## SHORT PROBLEM:
Give an exact copy of every line, leaving images out.

## RECORDED INFORMATION:
#####

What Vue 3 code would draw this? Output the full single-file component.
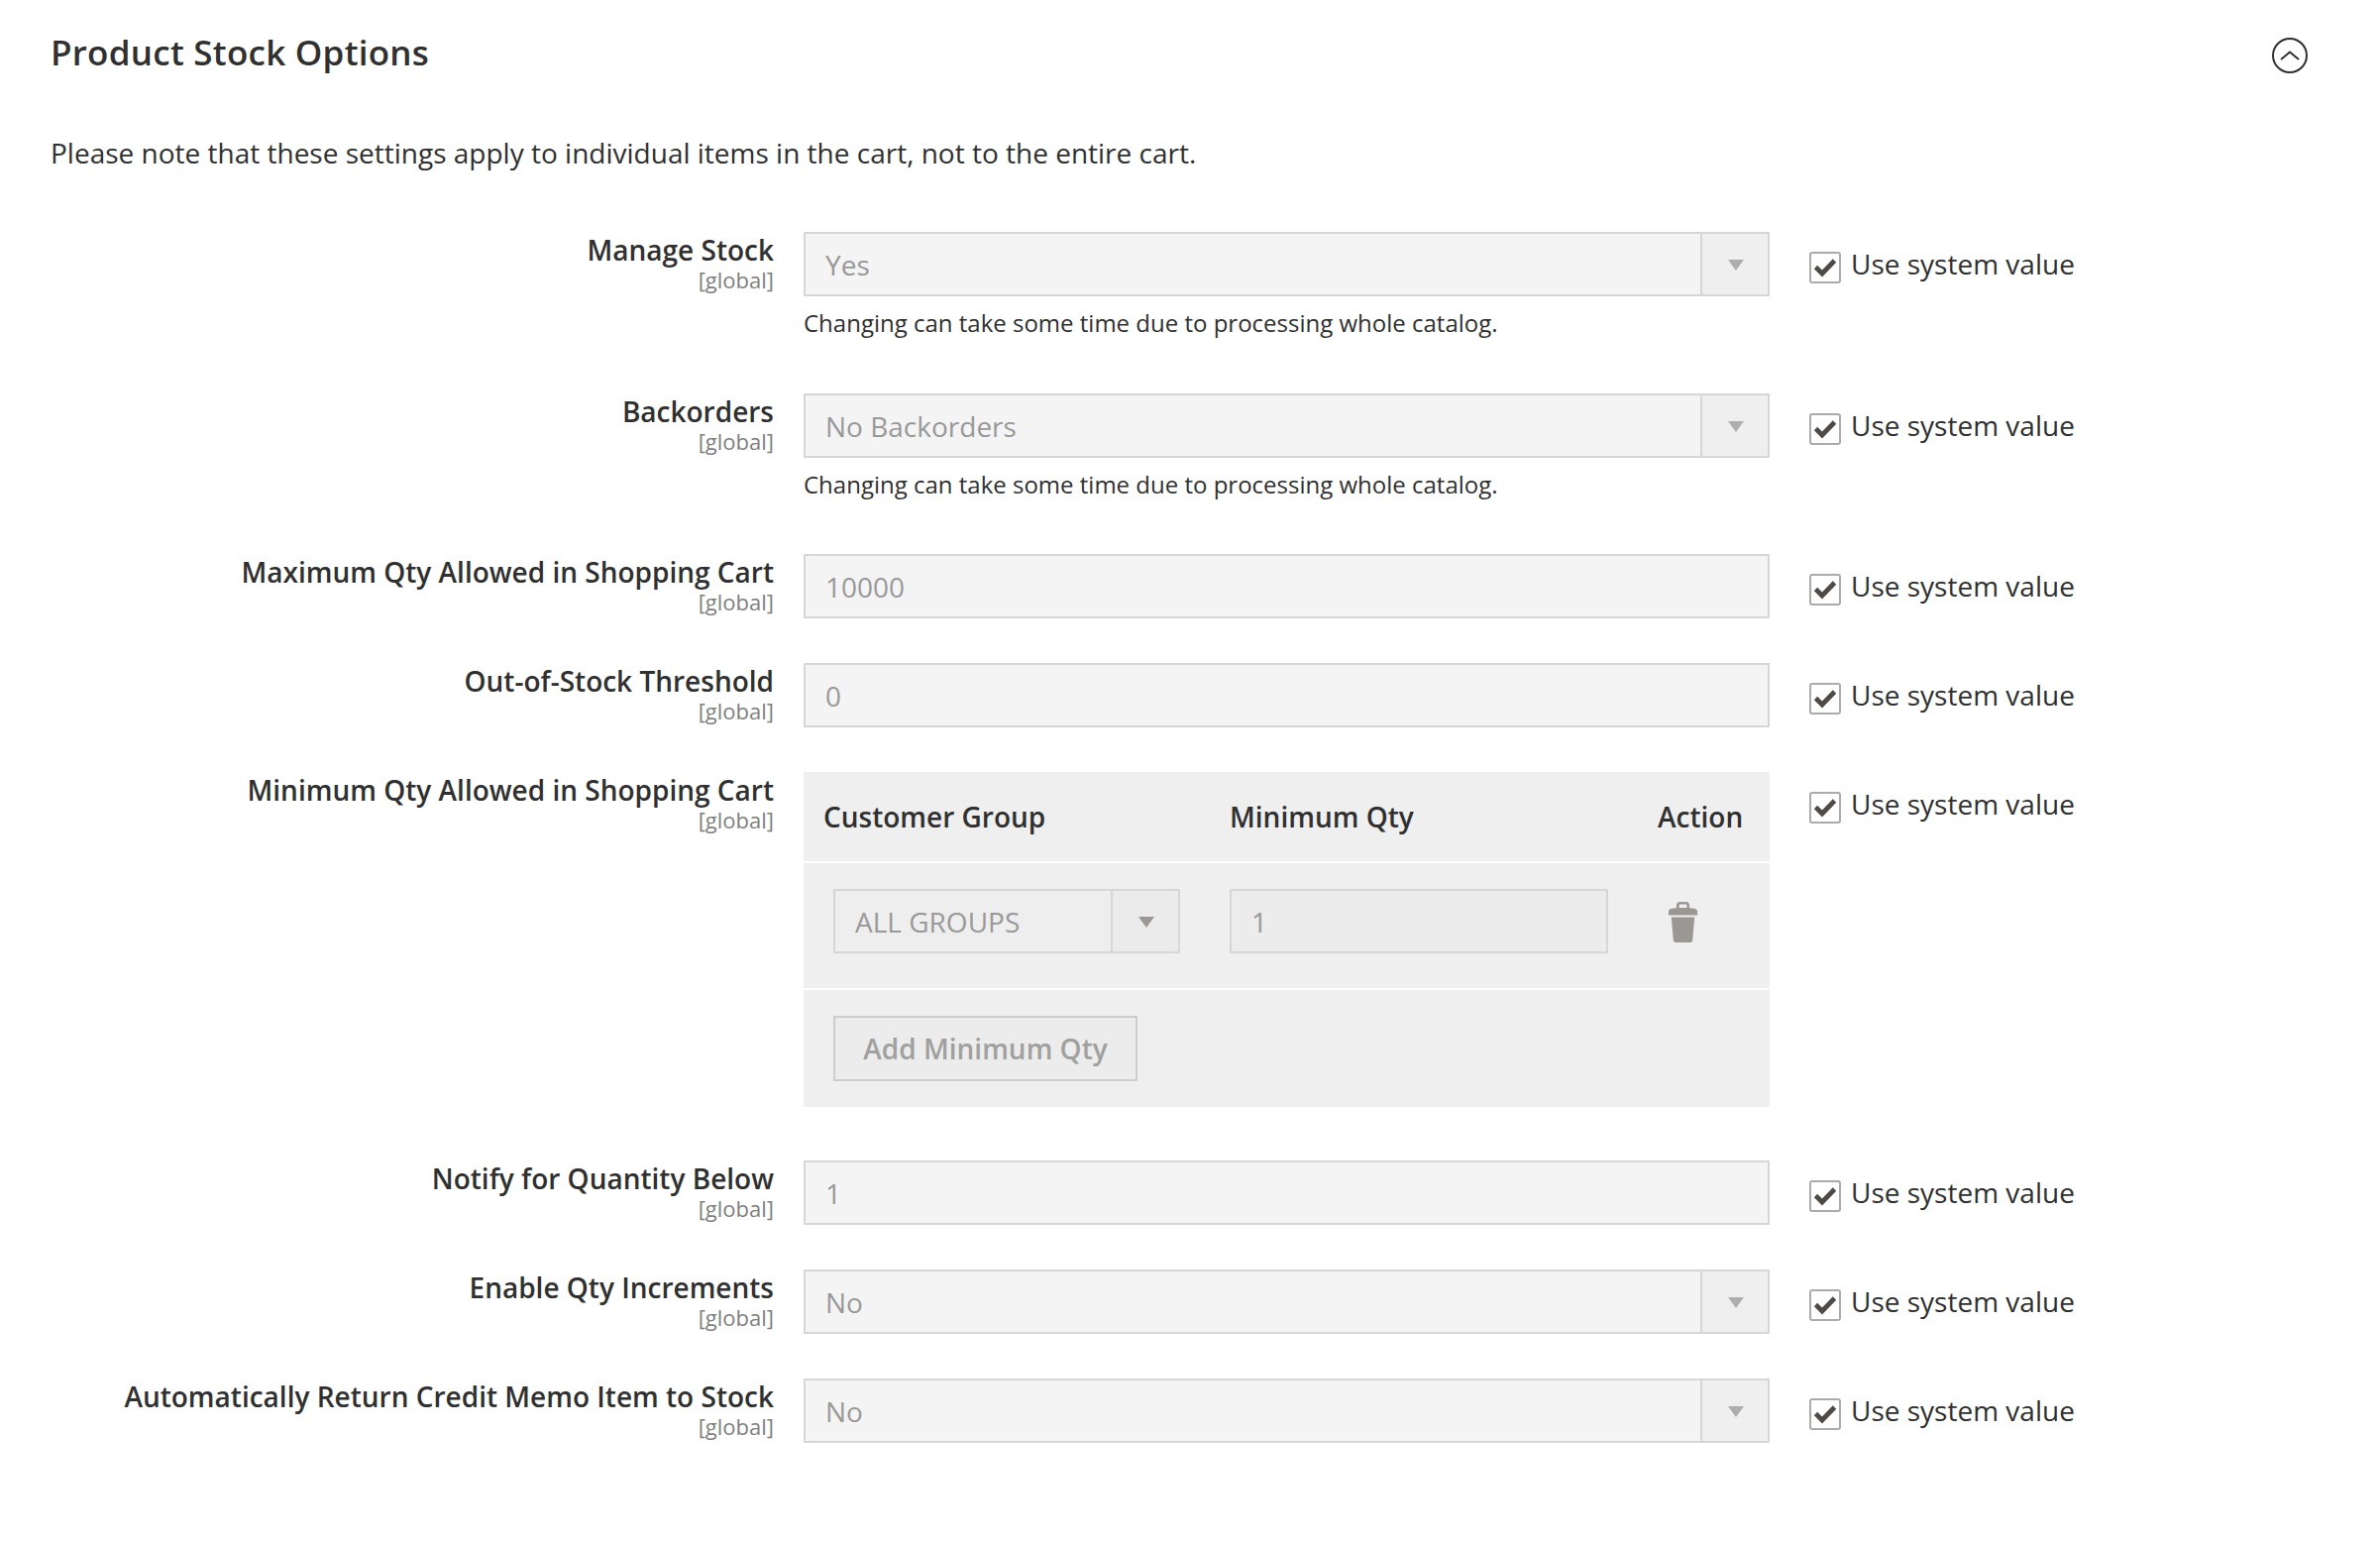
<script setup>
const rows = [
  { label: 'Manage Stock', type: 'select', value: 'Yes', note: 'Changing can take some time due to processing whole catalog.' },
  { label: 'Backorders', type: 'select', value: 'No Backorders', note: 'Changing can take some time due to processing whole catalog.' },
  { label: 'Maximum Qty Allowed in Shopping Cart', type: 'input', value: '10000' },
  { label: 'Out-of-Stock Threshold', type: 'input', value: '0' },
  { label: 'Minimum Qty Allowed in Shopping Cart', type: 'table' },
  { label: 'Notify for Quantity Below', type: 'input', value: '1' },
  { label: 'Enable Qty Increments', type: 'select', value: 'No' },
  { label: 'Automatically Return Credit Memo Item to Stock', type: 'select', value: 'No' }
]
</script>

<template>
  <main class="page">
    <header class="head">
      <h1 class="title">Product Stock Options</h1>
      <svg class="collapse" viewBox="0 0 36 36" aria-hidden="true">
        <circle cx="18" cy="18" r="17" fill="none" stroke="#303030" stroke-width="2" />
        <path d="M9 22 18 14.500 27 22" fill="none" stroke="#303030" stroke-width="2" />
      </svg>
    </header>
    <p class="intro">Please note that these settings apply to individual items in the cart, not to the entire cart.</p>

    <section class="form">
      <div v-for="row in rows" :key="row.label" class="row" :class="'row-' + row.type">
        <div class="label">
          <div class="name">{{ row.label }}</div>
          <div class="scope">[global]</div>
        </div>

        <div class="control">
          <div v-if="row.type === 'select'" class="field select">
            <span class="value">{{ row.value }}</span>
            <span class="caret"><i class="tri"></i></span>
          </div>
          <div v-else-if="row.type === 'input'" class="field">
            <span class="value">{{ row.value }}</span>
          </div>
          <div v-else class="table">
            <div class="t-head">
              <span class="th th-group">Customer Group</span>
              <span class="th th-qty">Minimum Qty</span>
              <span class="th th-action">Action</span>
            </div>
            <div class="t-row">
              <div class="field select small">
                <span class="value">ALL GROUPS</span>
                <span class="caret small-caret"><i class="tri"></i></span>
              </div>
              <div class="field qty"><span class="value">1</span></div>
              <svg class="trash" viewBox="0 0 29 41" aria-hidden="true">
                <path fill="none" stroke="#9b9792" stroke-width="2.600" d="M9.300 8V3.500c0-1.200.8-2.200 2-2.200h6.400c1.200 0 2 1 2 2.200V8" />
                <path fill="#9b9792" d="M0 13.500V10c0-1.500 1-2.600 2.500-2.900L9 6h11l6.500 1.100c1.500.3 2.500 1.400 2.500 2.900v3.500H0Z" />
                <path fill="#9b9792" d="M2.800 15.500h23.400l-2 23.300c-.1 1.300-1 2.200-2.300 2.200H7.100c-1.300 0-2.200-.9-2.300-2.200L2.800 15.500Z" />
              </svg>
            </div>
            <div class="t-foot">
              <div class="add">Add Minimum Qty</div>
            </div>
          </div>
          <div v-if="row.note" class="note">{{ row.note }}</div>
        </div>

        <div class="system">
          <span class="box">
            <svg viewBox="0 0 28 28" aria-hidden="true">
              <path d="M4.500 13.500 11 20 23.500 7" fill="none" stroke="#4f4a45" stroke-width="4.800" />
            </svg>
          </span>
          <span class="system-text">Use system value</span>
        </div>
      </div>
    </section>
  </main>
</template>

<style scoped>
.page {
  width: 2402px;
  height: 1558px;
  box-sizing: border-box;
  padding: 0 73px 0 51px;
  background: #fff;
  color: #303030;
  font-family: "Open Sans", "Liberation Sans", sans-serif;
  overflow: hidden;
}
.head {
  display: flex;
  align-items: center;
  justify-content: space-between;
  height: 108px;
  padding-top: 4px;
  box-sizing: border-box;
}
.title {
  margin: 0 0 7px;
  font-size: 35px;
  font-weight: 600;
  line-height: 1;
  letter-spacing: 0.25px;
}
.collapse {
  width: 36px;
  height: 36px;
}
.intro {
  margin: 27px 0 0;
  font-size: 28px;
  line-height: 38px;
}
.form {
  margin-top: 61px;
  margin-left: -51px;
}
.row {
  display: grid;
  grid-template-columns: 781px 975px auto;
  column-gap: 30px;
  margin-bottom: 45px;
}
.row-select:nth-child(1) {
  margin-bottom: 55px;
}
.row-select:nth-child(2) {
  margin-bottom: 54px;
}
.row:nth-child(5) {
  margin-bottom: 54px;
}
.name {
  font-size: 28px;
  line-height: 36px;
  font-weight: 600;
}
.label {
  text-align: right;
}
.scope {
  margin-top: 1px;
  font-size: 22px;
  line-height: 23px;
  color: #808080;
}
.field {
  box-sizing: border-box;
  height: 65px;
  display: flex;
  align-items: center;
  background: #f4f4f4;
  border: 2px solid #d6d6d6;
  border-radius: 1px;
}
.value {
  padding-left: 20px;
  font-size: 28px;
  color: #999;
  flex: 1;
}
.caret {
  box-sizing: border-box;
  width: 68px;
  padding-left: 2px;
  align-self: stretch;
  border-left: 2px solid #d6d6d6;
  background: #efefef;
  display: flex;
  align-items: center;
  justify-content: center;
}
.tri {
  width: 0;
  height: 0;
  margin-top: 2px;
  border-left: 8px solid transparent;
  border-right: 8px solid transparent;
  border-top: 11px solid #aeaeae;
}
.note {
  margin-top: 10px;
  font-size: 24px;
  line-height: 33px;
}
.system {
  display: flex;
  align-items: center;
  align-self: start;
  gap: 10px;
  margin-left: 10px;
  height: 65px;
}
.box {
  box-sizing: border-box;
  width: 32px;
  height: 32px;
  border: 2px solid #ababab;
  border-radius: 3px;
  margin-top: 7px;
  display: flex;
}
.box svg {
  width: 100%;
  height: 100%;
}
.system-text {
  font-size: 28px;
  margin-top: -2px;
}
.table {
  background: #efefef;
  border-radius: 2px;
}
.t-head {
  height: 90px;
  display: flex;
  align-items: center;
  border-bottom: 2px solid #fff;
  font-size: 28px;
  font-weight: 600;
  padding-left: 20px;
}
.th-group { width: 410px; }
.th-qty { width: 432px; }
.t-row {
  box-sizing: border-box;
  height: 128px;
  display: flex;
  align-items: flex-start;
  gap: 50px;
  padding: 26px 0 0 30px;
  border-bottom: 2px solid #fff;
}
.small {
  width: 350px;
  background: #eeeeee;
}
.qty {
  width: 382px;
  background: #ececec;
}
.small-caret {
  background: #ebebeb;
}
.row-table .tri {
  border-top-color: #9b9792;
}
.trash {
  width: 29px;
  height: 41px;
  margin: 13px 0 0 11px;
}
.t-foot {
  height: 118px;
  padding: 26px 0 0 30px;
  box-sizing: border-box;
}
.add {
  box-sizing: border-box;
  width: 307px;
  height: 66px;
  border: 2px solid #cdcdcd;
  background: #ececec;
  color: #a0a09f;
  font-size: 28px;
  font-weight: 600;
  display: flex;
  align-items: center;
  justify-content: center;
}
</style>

#####

## REPLY TO THE EXERCISE:
What Vue 3 code would draw this? Output the full single-file component.
<script setup>
const rows = [
  { label: 'Manage Stock', type: 'select', value: 'Yes', note: 'Changing can take some time due to processing whole catalog.' },
  { label: 'Backorders', type: 'select', value: 'No Backorders', note: 'Changing can take some time due to processing whole catalog.' },
  { label: 'Maximum Qty Allowed in Shopping Cart', type: 'input', value: '10000' },
  { label: 'Out-of-Stock Threshold', type: 'input', value: '0' },
  { label: 'Minimum Qty Allowed in Shopping Cart', type: 'table' },
  { label: 'Notify for Quantity Below', type: 'input', value: '1' },
  { label: 'Enable Qty Increments', type: 'select', value: 'No' },
  { label: 'Automatically Return Credit Memo Item to Stock', type: 'select', value: 'No' }
]
</script>

<template>
  <main class="page">
    <header class="head">
      <h1 class="title">Product Stock Options</h1>
      <svg class="collapse" viewBox="0 0 36 36" aria-hidden="true">
        <circle cx="18" cy="18" r="17" fill="none" stroke="#303030" stroke-width="2" />
        <path d="M9 22 18 14.500 27 22" fill="none" stroke="#303030" stroke-width="2" />
      </svg>
    </header>
    <p class="intro">Please note that these settings apply to individual items in the cart, not to the entire cart.</p>

    <section class="form">
      <div v-for="row in rows" :key="row.label" class="row" :class="'row-' + row.type">
        <div class="label">
          <div class="name">{{ row.label }}</div>
          <div class="scope">[global]</div>
        </div>

        <div class="control">
          <div v-if="row.type === 'select'" class="field select">
            <span class="value">{{ row.value }}</span>
            <span class="caret"><i class="tri"></i></span>
          </div>
          <div v-else-if="row.type === 'input'" class="field">
            <span class="value">{{ row.value }}</span>
          </div>
          <div v-else class="table">
            <div class="t-head">
              <span class="th th-group">Customer Group</span>
              <span class="th th-qty">Minimum Qty</span>
              <span class="th th-action">Action</span>
            </div>
            <div class="t-row">
              <div class="field select small">
                <span class="value">ALL GROUPS</span>
                <span class="caret small-caret"><i class="tri"></i></span>
              </div>
              <div class="field qty"><span class="value">1</span></div>
              <svg class="trash" viewBox="0 0 29 41" aria-hidden="true">
                <path fill="none" stroke="#9b9792" stroke-width="2.600" d="M9.300 8V3.500c0-1.200.8-2.200 2-2.200h6.400c1.200 0 2 1 2 2.200V8" />
                <path fill="#9b9792" d="M0 13.500V10c0-1.500 1-2.600 2.500-2.900L9 6h11l6.500 1.100c1.500.3 2.500 1.400 2.500 2.900v3.500H0Z" />
                <path fill="#9b9792" d="M2.800 15.500h23.400l-2 23.300c-.1 1.300-1 2.200-2.300 2.200H7.100c-1.300 0-2.200-.9-2.300-2.200L2.800 15.500Z" />
              </svg>
            </div>
            <div class="t-foot">
              <div class="add">Add Minimum Qty</div>
            </div>
          </div>
          <div v-if="row.note" class="note">{{ row.note }}</div>
        </div>

        <div class="system">
          <span class="box">
            <svg viewBox="0 0 28 28" aria-hidden="true">
              <path d="M4.500 13.500 11 20 23.500 7" fill="none" stroke="#4f4a45" stroke-width="4.800" />
            </svg>
          </span>
          <span class="system-text">Use system value</span>
        </div>
      </div>
    </section>
  </main>
</template>

<style scoped>
.page {
  width: 2402px;
  height: 1558px;
  box-sizing: border-box;
  padding: 0 73px 0 51px;
  background: #fff;
  color: #303030;
  font-family: "Open Sans", "Liberation Sans", sans-serif;
  overflow: hidden;
}
.head {
  display: flex;
  align-items: center;
  justify-content: space-between;
  height: 108px;
  padding-top: 4px;
  box-sizing: border-box;
}
.title {
  margin: 0 0 7px;
  font-size: 35px;
  font-weight: 600;
  line-height: 1;
  letter-spacing: 0.25px;
}
.collapse {
  width: 36px;
  height: 36px;
}
.intro {
  margin: 27px 0 0;
  font-size: 28px;
  line-height: 38px;
}
.form {
  margin-top: 61px;
  margin-left: -51px;
}
.row {
  display: grid;
  grid-template-columns: 781px 975px auto;
  column-gap: 30px;
  margin-bottom: 45px;
}
.row-select:nth-child(1) {
  margin-bottom: 55px;
}
.row-select:nth-child(2) {
  margin-bottom: 54px;
}
.row:nth-child(5) {
  margin-bottom: 54px;
}
.name {
  font-size: 28px;
  line-height: 36px;
  font-weight: 600;
}
.label {
  text-align: right;
}
.scope {
  margin-top: 1px;
  font-size: 22px;
  line-height: 23px;
  color: #808080;
}
.field {
  box-sizing: border-box;
  height: 65px;
  display: flex;
  align-items: center;
  background: #f4f4f4;
  border: 2px solid #d6d6d6;
  border-radius: 1px;
}
.value {
  padding-left: 20px;
  font-size: 28px;
  color: #999;
  flex: 1;
}
.caret {
  box-sizing: border-box;
  width: 68px;
  padding-left: 2px;
  align-self: stretch;
  border-left: 2px solid #d6d6d6;
  background: #efefef;
  display: flex;
  align-items: center;
  justify-content: center;
}
.tri {
  width: 0;
  height: 0;
  margin-top: 2px;
  border-left: 8px solid transparent;
  border-right: 8px solid transparent;
  border-top: 11px solid #aeaeae;
}
.note {
  margin-top: 10px;
  font-size: 24px;
  line-height: 33px;
}
.system {
  display: flex;
  align-items: center;
  align-self: start;
  gap: 10px;
  margin-left: 10px;
  height: 65px;
}
.box {
  box-sizing: border-box;
  width: 32px;
  height: 32px;
  border: 2px solid #ababab;
  border-radius: 3px;
  margin-top: 7px;
  display: flex;
}
.box svg {
  width: 100%;
  height: 100%;
}
.system-text {
  font-size: 28px;
  margin-top: -2px;
}
.table {
  background: #efefef;
  border-radius: 2px;
}
.t-head {
  height: 90px;
  display: flex;
  align-items: center;
  border-bottom: 2px solid #fff;
  font-size: 28px;
  font-weight: 600;
  padding-left: 20px;
}
.th-group { width: 410px; }
.th-qty { width: 432px; }
.t-row {
  box-sizing: border-box;
  height: 128px;
  display: flex;
  align-items: flex-start;
  gap: 50px;
  padding: 26px 0 0 30px;
  border-bottom: 2px solid #fff;
}
.small {
  width: 350px;
  background: #eeeeee;
}
.qty {
  width: 382px;
  background: #ececec;
}
.small-caret {
  background: #ebebeb;
}
.row-table .tri {
  border-top-color: #9b9792;
}
.trash {
  width: 29px;
  height: 41px;
  margin: 13px 0 0 11px;
}
.t-foot {
  height: 118px;
  padding: 26px 0 0 30px;
  box-sizing: border-box;
}
.add {
  box-sizing: border-box;
  width: 307px;
  height: 66px;
  border: 2px solid #cdcdcd;
  background: #ececec;
  color: #a0a09f;
  font-size: 28px;
  font-weight: 600;
  display: flex;
  align-items: center;
  justify-content: center;
}
</style>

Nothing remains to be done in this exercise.